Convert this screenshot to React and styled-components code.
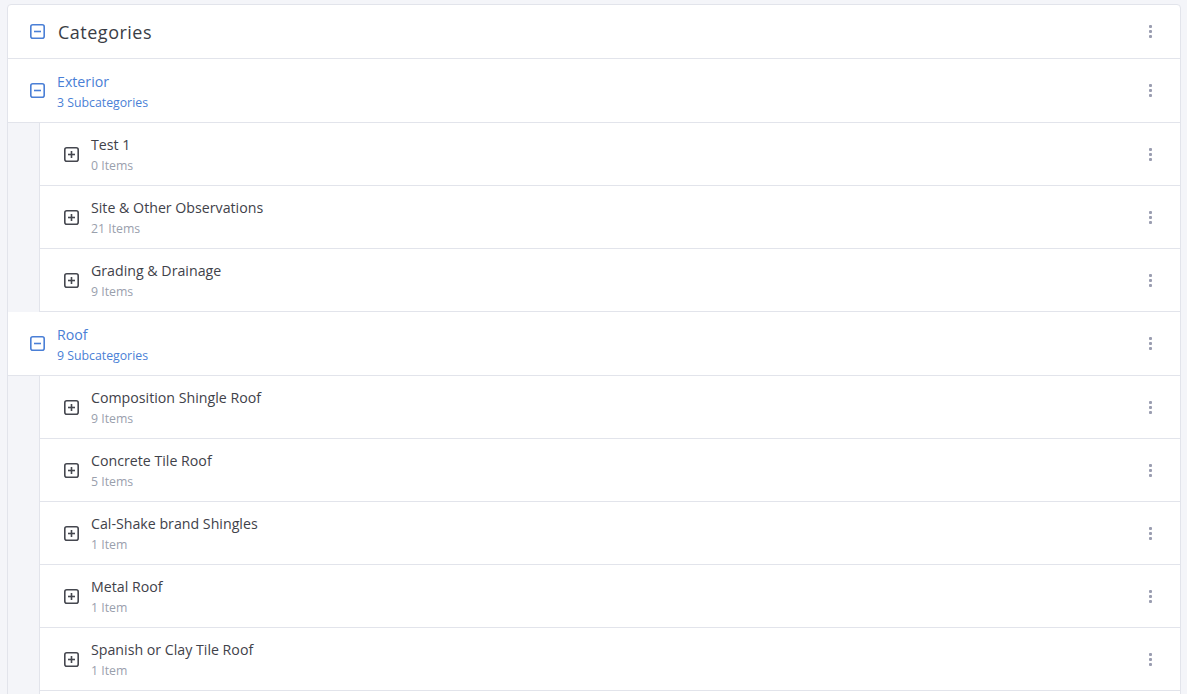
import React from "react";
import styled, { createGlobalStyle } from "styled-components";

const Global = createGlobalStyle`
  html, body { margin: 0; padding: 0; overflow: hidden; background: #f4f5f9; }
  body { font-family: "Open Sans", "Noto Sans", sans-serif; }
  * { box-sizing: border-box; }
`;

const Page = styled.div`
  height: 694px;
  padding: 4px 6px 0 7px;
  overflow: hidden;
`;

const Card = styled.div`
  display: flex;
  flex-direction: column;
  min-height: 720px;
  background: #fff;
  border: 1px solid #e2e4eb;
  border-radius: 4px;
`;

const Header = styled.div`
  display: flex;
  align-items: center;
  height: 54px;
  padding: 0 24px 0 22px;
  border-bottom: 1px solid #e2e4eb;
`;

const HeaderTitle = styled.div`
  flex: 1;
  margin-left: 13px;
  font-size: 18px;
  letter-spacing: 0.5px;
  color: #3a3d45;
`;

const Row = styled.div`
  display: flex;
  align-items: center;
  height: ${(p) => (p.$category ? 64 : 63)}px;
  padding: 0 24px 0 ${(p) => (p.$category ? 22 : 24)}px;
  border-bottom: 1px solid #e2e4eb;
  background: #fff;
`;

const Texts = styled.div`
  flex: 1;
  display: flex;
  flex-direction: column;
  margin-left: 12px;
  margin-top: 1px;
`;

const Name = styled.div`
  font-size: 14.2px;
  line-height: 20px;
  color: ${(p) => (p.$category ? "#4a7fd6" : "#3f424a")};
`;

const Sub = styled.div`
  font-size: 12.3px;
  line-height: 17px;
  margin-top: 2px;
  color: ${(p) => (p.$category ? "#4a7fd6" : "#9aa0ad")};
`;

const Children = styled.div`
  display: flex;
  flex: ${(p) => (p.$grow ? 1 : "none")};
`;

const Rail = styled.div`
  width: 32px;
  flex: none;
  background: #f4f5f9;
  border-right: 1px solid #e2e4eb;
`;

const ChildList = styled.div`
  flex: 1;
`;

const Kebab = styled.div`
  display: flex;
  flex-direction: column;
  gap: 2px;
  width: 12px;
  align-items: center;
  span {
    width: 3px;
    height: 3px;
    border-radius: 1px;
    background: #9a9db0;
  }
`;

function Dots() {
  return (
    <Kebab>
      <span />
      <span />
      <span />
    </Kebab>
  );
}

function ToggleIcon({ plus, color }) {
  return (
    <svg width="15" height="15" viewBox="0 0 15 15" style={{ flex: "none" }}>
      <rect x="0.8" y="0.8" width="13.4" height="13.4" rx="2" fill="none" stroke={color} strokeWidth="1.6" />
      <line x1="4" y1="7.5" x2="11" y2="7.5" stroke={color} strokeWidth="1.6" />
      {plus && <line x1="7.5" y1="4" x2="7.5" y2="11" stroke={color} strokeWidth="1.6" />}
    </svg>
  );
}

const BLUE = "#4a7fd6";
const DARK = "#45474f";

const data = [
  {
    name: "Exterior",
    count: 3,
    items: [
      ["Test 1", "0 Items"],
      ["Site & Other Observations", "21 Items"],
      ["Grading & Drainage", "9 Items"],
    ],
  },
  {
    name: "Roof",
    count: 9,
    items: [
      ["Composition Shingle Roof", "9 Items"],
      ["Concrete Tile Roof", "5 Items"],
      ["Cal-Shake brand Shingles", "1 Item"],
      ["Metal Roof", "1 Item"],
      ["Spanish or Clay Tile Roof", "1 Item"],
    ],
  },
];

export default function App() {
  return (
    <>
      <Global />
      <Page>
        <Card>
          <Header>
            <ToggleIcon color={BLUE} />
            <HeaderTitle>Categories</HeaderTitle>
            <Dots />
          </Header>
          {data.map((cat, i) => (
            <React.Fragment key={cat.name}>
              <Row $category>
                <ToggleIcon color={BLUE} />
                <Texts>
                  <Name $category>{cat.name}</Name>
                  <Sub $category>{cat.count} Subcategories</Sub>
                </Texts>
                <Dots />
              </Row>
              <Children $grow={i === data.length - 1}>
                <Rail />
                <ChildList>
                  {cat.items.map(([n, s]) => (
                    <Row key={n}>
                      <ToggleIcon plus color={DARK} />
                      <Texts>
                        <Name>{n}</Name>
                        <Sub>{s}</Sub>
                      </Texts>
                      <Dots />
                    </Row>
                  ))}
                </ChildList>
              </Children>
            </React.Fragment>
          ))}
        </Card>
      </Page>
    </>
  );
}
======
AIM =>
Do not copy the pictures, but repeat every line exactly.

WRITTEN SOLUTION =>
Convert this screenshot to React and styled-components code.
import React from "react";
import styled, { createGlobalStyle } from "styled-components";

const Global = createGlobalStyle`
  html, body { margin: 0; padding: 0; overflow: hidden; background: #f4f5f9; }
  body { font-family: "Open Sans", "Noto Sans", sans-serif; }
  * { box-sizing: border-box; }
`;

const Page = styled.div`
  height: 694px;
  padding: 4px 6px 0 7px;
  overflow: hidden;
`;

const Card = styled.div`
  display: flex;
  flex-direction: column;
  min-height: 720px;
  background: #fff;
  border: 1px solid #e2e4eb;
  border-radius: 4px;
`;

const Header = styled.div`
  display: flex;
  align-items: center;
  height: 54px;
  padding: 0 24px 0 22px;
  border-bottom: 1px solid #e2e4eb;
`;

const HeaderTitle = styled.div`
  flex: 1;
  margin-left: 13px;
  font-size: 18px;
  letter-spacing: 0.5px;
  color: #3a3d45;
`;

const Row = styled.div`
  display: flex;
  align-items: center;
  height: ${(p) => (p.$category ? 64 : 63)}px;
  padding: 0 24px 0 ${(p) => (p.$category ? 22 : 24)}px;
  border-bottom: 1px solid #e2e4eb;
  background: #fff;
`;

const Texts = styled.div`
  flex: 1;
  display: flex;
  flex-direction: column;
  margin-left: 12px;
  margin-top: 1px;
`;

const Name = styled.div`
  font-size: 14.2px;
  line-height: 20px;
  color: ${(p) => (p.$category ? "#4a7fd6" : "#3f424a")};
`;

const Sub = styled.div`
  font-size: 12.3px;
  line-height: 17px;
  margin-top: 2px;
  color: ${(p) => (p.$category ? "#4a7fd6" : "#9aa0ad")};
`;

const Children = styled.div`
  display: flex;
  flex: ${(p) => (p.$grow ? 1 : "none")};
`;

const Rail = styled.div`
  width: 32px;
  flex: none;
  background: #f4f5f9;
  border-right: 1px solid #e2e4eb;
`;

const ChildList = styled.div`
  flex: 1;
`;

const Kebab = styled.div`
  display: flex;
  flex-direction: column;
  gap: 2px;
  width: 12px;
  align-items: center;
  span {
    width: 3px;
    height: 3px;
    border-radius: 1px;
    background: #9a9db0;
  }
`;

function Dots() {
  return (
    <Kebab>
      <span />
      <span />
      <span />
    </Kebab>
  );
}

function ToggleIcon({ plus, color }) {
  return (
    <svg width="15" height="15" viewBox="0 0 15 15" style={{ flex: "none" }}>
      <rect x="0.8" y="0.8" width="13.4" height="13.4" rx="2" fill="none" stroke={color} strokeWidth="1.6" />
      <line x1="4" y1="7.5" x2="11" y2="7.5" stroke={color} strokeWidth="1.6" />
      {plus && <line x1="7.5" y1="4" x2="7.5" y2="11" stroke={color} strokeWidth="1.6" />}
    </svg>
  );
}

const BLUE = "#4a7fd6";
const DARK = "#45474f";

const data = [
  {
    name: "Exterior",
    count: 3,
    items: [
      ["Test 1", "0 Items"],
      ["Site & Other Observations", "21 Items"],
      ["Grading & Drainage", "9 Items"],
    ],
  },
  {
    name: "Roof",
    count: 9,
    items: [
      ["Composition Shingle Roof", "9 Items"],
      ["Concrete Tile Roof", "5 Items"],
      ["Cal-Shake brand Shingles", "1 Item"],
      ["Metal Roof", "1 Item"],
      ["Spanish or Clay Tile Roof", "1 Item"],
    ],
  },
];

export default function App() {
  return (
    <>
      <Global />
      <Page>
        <Card>
          <Header>
            <ToggleIcon color={BLUE} />
            <HeaderTitle>Categories</HeaderTitle>
            <Dots />
          </Header>
          {data.map((cat, i) => (
            <React.Fragment key={cat.name}>
              <Row $category>
                <ToggleIcon color={BLUE} />
                <Texts>
                  <Name $category>{cat.name}</Name>
                  <Sub $category>{cat.count} Subcategories</Sub>
                </Texts>
                <Dots />
              </Row>
              <Children $grow={i === data.length - 1}>
                <Rail />
                <ChildList>
                  {cat.items.map(([n, s]) => (
                    <Row key={n}>
                      <ToggleIcon plus color={DARK} />
                      <Texts>
                        <Name>{n}</Name>
                        <Sub>{s}</Sub>
                      </Texts>
                      <Dots />
                    </Row>
                  ))}
                </ChildList>
              </Children>
            </React.Fragment>
          ))}
        </Card>
      </Page>
    </>
  );
}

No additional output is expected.